In the years since, Jeff Bezos has boldly claimed that Amazon will one day use an army of drones to deliver packages even faster than it already does, while virtually every Instagram photographer has started using drones to achieve a unique perspective on otherwise-common images.
In addition to the far-flung and the trivial, drones are already transforming many jobs and industries, with more to come in the near future.
HOW DRONES WORK
Almost everyone who looks at a consumer-grade drone will sum it up as something along the lines of “a remote control helicopter.” Drones and helicopters both use rotating blades to generate vertical lift, but the four diminutive blades on most drones act to provide a more stable flight with more potential for micro adjustments than a single blade would provide.
Plus, a set of two or three inch blades can’t inflict nearly as much damage as a single 12-inch blade might!

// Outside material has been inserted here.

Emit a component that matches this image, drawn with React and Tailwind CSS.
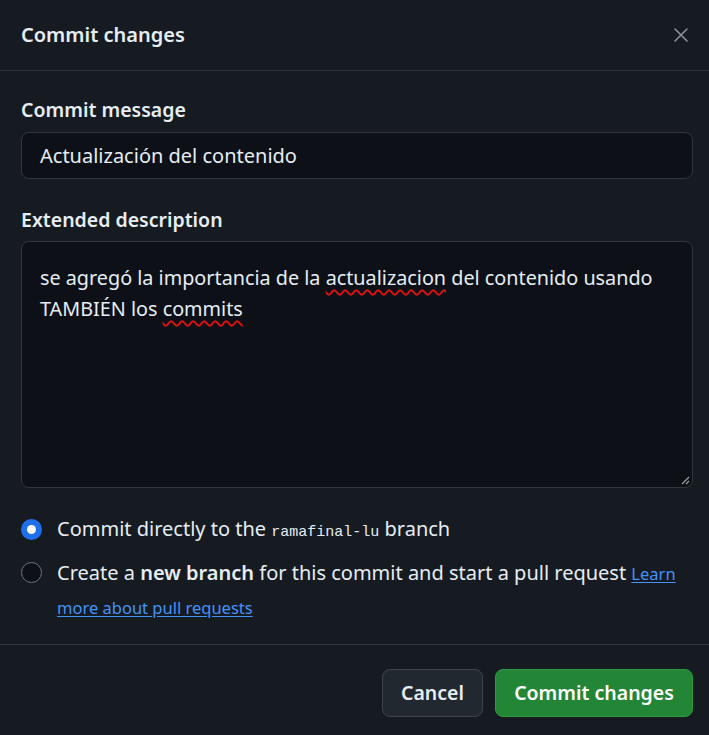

Like helicopters, the rotating blades generate lift through thrust. The faster the blades spin, the more thrust a drone generates. Thanks to the incredible amount of computing power packed into even the most entry-level drones, users can pilot a drone using a simple joystick interface while the software behind the scenes makes a staggering amount of calculations.
Want to tilt the whole drone a few degrees to change the camera angle, while still flying slowly forward? Two joysticks handle pitch, horizontal travel, and vertical climb or descent. But the four propellers are all playing off each other in incredibly complex ways, acting to generate differing amounts of lift fore and aft to create a suitable angle for the camera, then holding that angle while adhering to the user’s desired control inputs.
If you go to YouTube and watch any videos made by the latest round of drones, the stability is staggering; the videos often have an almost eerie quality to them because of drones’ unique ability to fly lower and maneuver more quickly than helicopters, all while the drone operator previews video footage in real time.
The four blades offer a surreal, stable, silent flight pattern that means drones have replaced helicopters for even the majority of professional and high budget film projects.